## INFORMATION SHOWN
########################################

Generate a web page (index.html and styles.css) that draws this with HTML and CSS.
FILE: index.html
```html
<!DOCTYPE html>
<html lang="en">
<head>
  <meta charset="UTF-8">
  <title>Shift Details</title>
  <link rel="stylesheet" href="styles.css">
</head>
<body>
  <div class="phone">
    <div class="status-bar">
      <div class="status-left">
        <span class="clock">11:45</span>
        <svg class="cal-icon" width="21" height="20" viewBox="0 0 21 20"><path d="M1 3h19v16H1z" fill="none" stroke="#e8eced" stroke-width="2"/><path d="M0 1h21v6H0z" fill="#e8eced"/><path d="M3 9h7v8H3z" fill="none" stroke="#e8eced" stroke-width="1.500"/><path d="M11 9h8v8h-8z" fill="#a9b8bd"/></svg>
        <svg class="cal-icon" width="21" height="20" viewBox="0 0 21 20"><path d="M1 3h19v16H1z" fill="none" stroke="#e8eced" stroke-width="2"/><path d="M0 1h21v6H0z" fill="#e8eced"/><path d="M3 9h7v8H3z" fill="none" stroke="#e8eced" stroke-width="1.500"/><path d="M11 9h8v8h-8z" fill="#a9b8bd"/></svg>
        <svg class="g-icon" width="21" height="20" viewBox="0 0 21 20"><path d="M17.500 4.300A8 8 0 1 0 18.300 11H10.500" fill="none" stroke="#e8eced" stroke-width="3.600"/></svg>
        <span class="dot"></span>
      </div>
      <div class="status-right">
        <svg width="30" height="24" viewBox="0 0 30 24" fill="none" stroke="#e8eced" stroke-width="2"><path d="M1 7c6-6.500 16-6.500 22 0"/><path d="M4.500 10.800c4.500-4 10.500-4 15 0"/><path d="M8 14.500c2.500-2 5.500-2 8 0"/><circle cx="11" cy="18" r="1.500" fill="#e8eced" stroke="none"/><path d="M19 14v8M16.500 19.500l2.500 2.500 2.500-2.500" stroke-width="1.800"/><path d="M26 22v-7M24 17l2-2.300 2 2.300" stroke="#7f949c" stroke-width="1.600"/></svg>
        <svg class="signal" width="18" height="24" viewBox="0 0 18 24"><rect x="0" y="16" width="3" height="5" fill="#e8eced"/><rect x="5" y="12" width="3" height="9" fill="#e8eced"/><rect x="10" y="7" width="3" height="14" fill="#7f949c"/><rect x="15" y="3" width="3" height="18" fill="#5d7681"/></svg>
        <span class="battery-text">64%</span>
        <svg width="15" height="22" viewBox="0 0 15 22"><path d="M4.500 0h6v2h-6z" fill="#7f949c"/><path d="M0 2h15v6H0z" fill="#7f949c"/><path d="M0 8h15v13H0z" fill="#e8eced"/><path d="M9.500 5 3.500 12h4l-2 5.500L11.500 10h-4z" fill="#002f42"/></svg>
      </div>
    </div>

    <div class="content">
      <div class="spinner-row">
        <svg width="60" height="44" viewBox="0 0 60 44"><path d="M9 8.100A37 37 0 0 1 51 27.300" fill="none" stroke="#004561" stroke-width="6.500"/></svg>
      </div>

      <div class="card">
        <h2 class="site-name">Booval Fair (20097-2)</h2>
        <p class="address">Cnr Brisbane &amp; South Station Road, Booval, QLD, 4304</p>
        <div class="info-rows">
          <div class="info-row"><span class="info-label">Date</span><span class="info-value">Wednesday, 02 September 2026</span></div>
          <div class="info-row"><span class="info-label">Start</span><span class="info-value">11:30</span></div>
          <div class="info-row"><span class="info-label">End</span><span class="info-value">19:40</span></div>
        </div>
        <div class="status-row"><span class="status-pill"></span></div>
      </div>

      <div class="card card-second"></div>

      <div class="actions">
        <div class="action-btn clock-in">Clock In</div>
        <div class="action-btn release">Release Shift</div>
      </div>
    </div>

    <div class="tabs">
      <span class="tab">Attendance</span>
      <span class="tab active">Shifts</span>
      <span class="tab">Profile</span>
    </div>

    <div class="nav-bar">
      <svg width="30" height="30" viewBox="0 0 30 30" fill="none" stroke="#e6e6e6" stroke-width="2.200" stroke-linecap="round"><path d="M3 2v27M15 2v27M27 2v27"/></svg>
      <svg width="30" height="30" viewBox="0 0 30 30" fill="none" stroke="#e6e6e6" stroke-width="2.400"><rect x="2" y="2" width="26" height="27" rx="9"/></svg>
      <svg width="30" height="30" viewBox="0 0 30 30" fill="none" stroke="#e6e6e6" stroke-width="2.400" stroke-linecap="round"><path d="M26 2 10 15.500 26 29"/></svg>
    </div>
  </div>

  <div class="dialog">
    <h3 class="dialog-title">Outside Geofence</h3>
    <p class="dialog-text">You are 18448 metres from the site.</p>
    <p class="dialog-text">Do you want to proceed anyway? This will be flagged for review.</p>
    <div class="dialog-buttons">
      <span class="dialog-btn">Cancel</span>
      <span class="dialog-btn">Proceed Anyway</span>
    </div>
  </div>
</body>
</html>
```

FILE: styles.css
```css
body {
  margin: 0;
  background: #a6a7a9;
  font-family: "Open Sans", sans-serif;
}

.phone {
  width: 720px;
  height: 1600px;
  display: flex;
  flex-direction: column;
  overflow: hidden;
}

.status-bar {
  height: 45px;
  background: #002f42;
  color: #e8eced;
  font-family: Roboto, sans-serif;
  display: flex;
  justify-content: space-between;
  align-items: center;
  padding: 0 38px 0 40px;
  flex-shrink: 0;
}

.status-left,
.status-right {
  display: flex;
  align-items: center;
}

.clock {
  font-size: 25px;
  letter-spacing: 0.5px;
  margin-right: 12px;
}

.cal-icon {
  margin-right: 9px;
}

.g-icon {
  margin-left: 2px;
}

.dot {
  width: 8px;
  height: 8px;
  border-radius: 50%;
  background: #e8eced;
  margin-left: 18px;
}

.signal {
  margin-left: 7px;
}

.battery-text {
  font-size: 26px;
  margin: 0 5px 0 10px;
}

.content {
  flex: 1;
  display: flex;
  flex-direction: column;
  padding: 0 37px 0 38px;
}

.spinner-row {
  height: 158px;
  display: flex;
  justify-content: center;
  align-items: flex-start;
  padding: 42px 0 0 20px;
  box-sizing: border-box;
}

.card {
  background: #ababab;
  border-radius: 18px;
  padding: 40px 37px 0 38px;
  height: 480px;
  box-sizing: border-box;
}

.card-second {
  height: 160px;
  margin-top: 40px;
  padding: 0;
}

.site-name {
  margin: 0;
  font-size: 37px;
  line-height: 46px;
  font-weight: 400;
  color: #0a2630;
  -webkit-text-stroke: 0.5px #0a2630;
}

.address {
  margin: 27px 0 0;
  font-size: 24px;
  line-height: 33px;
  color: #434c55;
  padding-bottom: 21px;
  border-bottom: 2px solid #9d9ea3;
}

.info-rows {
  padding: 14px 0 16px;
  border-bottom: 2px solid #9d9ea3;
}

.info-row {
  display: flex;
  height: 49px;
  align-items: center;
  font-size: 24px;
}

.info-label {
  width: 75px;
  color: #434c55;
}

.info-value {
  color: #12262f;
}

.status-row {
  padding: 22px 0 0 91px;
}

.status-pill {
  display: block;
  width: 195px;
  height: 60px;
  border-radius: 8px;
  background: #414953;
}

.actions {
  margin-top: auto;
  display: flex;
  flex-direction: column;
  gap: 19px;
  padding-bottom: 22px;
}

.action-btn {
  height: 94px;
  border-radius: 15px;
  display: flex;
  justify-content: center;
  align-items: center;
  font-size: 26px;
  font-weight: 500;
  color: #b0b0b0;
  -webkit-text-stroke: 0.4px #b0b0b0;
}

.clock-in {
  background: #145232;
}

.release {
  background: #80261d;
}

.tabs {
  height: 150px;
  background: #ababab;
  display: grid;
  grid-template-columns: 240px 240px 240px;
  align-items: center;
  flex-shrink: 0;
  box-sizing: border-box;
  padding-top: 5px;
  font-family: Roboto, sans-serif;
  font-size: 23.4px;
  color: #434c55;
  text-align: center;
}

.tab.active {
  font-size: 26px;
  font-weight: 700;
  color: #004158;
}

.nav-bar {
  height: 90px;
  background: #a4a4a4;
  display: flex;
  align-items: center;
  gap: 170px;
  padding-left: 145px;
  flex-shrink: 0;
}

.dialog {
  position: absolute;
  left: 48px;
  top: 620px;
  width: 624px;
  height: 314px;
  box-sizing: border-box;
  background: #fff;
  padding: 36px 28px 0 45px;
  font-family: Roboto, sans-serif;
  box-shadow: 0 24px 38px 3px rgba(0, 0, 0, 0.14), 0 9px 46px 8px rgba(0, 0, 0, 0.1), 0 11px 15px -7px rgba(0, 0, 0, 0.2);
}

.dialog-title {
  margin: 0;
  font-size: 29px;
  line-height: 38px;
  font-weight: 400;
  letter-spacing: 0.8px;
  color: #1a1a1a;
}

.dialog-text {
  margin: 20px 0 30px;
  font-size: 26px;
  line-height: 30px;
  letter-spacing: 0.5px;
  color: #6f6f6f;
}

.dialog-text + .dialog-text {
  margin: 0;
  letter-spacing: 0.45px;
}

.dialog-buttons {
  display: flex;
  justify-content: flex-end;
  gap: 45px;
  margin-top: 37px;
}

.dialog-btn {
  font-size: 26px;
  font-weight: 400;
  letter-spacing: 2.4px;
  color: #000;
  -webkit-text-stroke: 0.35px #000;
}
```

########################################

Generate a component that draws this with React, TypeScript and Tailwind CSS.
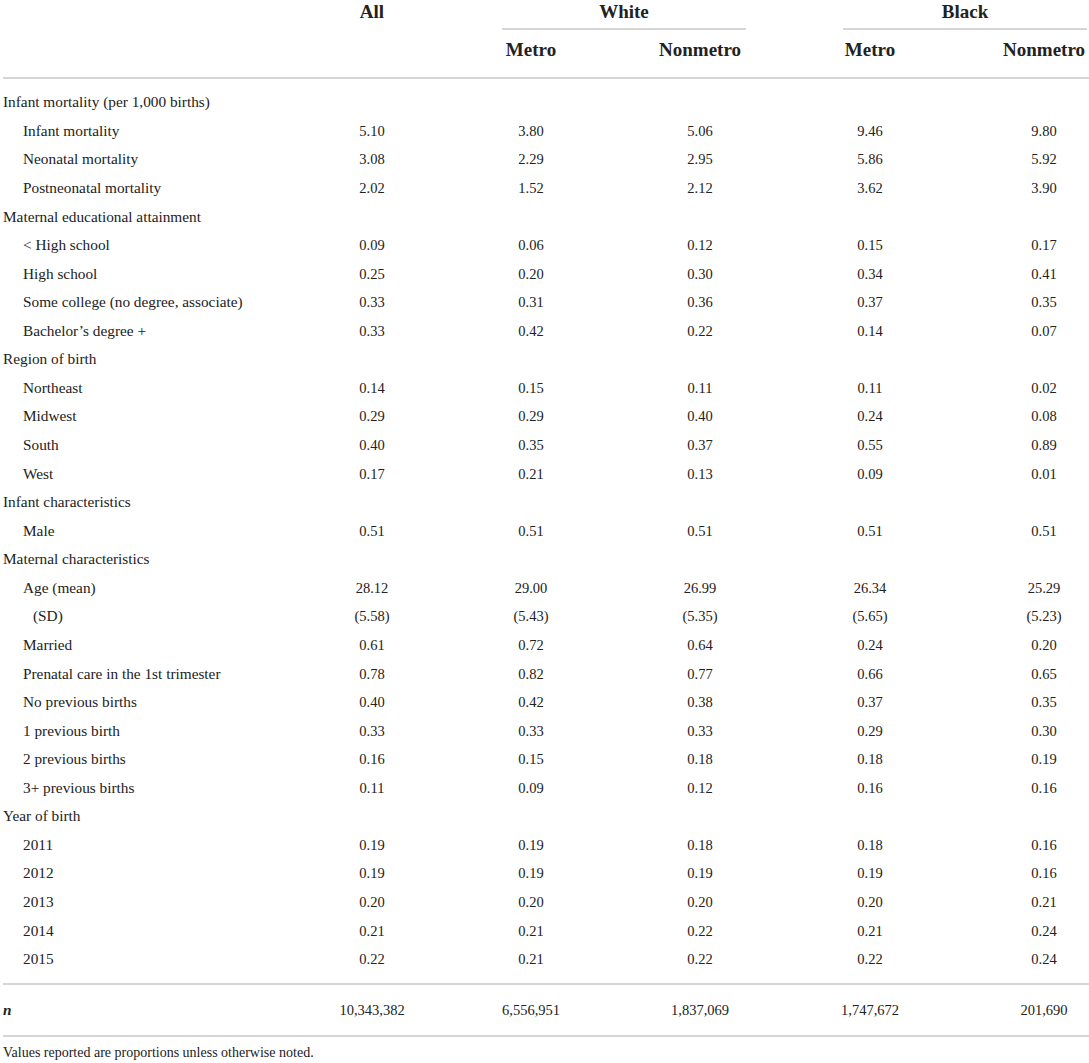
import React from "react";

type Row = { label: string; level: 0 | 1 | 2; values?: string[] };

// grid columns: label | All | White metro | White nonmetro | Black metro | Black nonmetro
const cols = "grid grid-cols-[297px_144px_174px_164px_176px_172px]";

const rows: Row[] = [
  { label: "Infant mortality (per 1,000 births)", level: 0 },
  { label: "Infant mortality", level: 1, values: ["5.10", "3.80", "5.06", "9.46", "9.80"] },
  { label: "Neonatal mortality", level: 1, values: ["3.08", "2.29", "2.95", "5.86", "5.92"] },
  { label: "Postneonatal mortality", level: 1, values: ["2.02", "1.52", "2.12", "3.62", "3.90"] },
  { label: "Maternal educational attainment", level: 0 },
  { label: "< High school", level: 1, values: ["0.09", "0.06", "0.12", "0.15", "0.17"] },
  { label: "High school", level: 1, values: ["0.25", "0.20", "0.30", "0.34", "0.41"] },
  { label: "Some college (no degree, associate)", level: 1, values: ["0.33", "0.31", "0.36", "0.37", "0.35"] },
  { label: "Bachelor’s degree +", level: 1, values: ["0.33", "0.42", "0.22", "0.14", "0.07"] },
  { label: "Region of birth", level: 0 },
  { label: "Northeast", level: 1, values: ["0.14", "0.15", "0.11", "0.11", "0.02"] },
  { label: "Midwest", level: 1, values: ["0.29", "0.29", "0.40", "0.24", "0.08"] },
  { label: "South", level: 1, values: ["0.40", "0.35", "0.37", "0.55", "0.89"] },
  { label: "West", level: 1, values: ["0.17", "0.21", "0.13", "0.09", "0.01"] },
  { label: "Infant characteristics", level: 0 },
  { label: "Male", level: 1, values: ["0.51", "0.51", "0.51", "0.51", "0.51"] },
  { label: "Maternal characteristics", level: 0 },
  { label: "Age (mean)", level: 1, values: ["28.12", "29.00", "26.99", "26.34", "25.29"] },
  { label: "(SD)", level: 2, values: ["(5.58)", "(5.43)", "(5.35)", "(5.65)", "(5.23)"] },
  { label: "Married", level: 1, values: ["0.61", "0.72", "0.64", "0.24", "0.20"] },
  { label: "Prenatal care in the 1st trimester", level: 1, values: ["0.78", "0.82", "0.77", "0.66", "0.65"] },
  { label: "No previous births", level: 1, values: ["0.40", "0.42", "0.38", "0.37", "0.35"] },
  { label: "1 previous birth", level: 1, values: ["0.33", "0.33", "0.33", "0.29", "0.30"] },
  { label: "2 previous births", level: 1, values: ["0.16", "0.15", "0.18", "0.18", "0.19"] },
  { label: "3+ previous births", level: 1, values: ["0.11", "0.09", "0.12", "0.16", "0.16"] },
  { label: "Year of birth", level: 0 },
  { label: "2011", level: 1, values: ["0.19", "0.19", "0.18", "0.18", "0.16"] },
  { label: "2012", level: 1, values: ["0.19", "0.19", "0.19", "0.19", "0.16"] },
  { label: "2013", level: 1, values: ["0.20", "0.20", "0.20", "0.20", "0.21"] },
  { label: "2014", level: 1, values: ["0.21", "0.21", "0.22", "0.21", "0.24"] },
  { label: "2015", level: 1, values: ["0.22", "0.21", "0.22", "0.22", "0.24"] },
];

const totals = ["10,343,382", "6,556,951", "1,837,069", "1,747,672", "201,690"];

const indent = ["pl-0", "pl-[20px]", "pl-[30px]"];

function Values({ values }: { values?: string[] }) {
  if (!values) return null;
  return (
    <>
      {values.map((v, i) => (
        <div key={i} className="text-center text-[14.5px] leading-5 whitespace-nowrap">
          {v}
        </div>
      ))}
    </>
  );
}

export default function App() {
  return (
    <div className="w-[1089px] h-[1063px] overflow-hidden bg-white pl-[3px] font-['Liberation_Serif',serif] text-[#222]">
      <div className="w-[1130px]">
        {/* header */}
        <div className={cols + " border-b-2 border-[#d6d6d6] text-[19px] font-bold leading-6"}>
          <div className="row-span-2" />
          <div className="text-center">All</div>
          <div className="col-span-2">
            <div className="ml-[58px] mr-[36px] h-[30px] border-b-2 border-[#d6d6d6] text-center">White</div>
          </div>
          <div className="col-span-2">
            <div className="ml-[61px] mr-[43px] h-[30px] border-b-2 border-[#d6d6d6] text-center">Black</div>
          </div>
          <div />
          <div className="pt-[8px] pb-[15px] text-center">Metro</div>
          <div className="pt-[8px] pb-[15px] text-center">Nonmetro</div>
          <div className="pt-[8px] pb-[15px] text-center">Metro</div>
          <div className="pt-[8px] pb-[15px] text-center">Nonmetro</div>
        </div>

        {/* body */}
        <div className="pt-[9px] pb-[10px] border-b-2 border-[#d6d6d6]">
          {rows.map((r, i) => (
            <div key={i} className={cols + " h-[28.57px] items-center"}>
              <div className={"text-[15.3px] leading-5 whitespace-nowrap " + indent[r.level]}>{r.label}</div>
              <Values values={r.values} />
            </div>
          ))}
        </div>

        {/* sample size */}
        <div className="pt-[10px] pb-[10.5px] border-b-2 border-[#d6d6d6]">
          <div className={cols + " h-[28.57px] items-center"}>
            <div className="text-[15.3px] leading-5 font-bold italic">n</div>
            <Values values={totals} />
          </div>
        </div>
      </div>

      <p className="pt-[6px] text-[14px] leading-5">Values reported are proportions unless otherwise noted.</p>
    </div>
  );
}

########################################

## SHORT TASK
Omit the pictures. Extract exactly the lines that begin with the one holding "Generate a component" and end with the one holding "string; level: 0", inclusive.

## ANSWER IN FULL
Generate a component that draws this with React, TypeScript and Tailwind CSS.
import React from "react";

type Row = { label: string; level: 0 | 1 | 2; values?: string[] };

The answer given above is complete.